We know– we were stunned, too.

CNN.com is running an article in their “mental_floss” section entitled “Long line of Jewish comedians ahead of Seinfeld.”

Handed down since Moses was kvetching about having to cross the desert in his bare feet, Jewish humor emanated from Eastern Europe where the Hebrews overcame some seriously hellacious circumstances on the way to the Promised Land. “Laughter through tears,” they called it.

They go on to profile ten “groundbreaking Jewish comedians.”

Of course, this comes as no surprise to anyone even passingly familiar with the art or the history of standup comedy. And early readers of this magazine are especially aware of the role that Jews played in standup– we have cited on more than one occasion what we believe to be the definitive work on the subject, Lawrence J. Epstein’s “The Haunted Smile,” which contains the following:

The embarrassingly rich crop of American Jewish comedians defies common sense. In 1979, for example, Time estimated that whereas Jews made up only 3 percent of the American population, fully 80 percent of professional comedians were Jewish.

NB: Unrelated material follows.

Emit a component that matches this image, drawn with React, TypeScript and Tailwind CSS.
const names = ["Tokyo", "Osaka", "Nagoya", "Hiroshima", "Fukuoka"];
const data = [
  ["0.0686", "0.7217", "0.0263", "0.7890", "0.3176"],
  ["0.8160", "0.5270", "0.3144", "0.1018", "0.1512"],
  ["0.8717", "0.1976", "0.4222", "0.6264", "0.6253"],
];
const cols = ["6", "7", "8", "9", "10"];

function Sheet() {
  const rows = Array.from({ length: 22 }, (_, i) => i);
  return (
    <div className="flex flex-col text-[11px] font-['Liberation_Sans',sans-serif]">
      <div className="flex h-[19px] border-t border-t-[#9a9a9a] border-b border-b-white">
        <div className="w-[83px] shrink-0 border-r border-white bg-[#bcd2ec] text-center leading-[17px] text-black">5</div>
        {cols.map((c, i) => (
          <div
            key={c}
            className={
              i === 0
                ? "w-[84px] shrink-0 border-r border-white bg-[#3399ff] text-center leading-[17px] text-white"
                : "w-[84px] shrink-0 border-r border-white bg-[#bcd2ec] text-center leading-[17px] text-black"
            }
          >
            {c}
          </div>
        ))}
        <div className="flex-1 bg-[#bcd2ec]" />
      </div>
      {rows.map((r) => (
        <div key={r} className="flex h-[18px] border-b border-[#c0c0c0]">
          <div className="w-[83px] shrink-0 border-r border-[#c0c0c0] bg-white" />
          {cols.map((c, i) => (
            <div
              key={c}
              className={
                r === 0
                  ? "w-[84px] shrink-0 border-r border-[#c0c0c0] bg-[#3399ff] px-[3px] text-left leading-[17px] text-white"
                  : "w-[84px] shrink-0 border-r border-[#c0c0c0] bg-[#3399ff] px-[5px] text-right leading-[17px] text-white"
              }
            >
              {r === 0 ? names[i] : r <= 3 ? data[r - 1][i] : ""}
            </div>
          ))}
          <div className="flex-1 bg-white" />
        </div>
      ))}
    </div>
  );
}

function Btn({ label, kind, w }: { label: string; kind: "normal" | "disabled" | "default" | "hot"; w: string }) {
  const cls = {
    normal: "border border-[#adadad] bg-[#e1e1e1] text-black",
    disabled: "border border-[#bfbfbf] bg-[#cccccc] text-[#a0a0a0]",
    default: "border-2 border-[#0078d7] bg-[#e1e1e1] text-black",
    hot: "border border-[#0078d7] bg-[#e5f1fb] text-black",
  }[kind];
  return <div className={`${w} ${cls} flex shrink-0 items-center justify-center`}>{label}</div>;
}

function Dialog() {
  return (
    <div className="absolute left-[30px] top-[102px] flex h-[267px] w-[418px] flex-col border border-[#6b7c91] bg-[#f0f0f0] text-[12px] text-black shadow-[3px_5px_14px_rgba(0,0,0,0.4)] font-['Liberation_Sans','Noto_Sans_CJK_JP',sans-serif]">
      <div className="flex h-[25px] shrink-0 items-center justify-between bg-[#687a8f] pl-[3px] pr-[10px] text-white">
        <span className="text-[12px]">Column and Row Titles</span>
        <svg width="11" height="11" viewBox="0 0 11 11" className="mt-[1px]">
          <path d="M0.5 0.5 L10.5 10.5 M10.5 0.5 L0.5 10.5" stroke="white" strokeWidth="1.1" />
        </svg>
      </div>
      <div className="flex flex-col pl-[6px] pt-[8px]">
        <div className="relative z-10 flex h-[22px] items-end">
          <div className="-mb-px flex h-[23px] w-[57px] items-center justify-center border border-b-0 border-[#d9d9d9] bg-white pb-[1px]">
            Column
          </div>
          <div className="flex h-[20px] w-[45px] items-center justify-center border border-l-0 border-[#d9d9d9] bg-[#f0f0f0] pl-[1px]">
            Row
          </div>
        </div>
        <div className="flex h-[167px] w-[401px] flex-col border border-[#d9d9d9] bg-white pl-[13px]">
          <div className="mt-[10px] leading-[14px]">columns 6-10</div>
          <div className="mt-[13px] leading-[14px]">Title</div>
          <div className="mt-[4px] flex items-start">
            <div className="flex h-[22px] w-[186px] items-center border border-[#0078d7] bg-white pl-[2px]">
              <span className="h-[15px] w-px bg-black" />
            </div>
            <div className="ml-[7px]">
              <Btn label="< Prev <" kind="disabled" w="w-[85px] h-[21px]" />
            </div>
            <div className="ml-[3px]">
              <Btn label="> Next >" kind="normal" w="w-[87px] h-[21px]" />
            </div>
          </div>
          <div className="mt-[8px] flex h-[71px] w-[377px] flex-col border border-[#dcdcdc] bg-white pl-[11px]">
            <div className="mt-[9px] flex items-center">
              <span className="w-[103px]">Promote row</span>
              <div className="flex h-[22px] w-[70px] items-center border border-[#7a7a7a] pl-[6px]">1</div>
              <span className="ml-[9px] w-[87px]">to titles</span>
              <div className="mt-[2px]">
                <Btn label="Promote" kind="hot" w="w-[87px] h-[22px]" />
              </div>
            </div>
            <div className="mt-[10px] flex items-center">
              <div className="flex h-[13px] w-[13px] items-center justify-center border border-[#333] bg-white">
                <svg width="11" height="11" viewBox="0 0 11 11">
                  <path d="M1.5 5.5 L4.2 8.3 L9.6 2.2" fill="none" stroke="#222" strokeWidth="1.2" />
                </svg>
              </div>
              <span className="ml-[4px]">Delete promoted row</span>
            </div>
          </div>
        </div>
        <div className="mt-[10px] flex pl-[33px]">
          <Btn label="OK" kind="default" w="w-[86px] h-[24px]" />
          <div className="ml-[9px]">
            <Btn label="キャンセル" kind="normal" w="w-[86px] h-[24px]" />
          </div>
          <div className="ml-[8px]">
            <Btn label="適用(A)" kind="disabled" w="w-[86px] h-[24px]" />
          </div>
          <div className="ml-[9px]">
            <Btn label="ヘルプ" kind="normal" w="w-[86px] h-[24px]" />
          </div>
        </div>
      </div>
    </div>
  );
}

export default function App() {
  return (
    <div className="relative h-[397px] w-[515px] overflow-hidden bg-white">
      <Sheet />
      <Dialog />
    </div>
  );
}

The real story is the startling transformation of the business of standup since the Time estimate– the business underwent a swift and thorough diversification in the ensuing ten years. Yet the influence of the legion of Jewish comedians lives on– it could be argued that we’re all Jewish comedians. Nearly all modern comics, be they Irish-American or African-American, impressionist or monologist, male or female, can trace their comedy roots back to early Jewish performers. They are nearly all, wittingly or unwittingly, influenced by the likes of Al Jolson, Henny Youngman, Myron Cohen, Milton Berle or Weber and Fields.

Another fascinating observation on the subject comes from Gary Giddins’ excellent collection of articles from 1992, “Faces In The Crowd.” In his 1985 essay on Jack Benny, he writes:

Before 1900, Jewish grotesquerie was a familiar ingredient in the entertainment world, but Jewish humor that wasn’t self-deflating simply didn’t exist on the American stage. “There were plenty of excellent Jewish performers,” according to vaudeville’s chronicler Douglas Gilbert, “but they were doing Dutch, blackface, or singing and dancing acts. Some of them were good Irish comedians. Indeed, Weber and Fields at one time did a neat Irish act.”

In just over a century, the situation is reversed– in the past, we had Jewish performers imitating Dutch and Irish comics. Now we have comics of every ethnicity and nationality doing essentially Jewish schtick.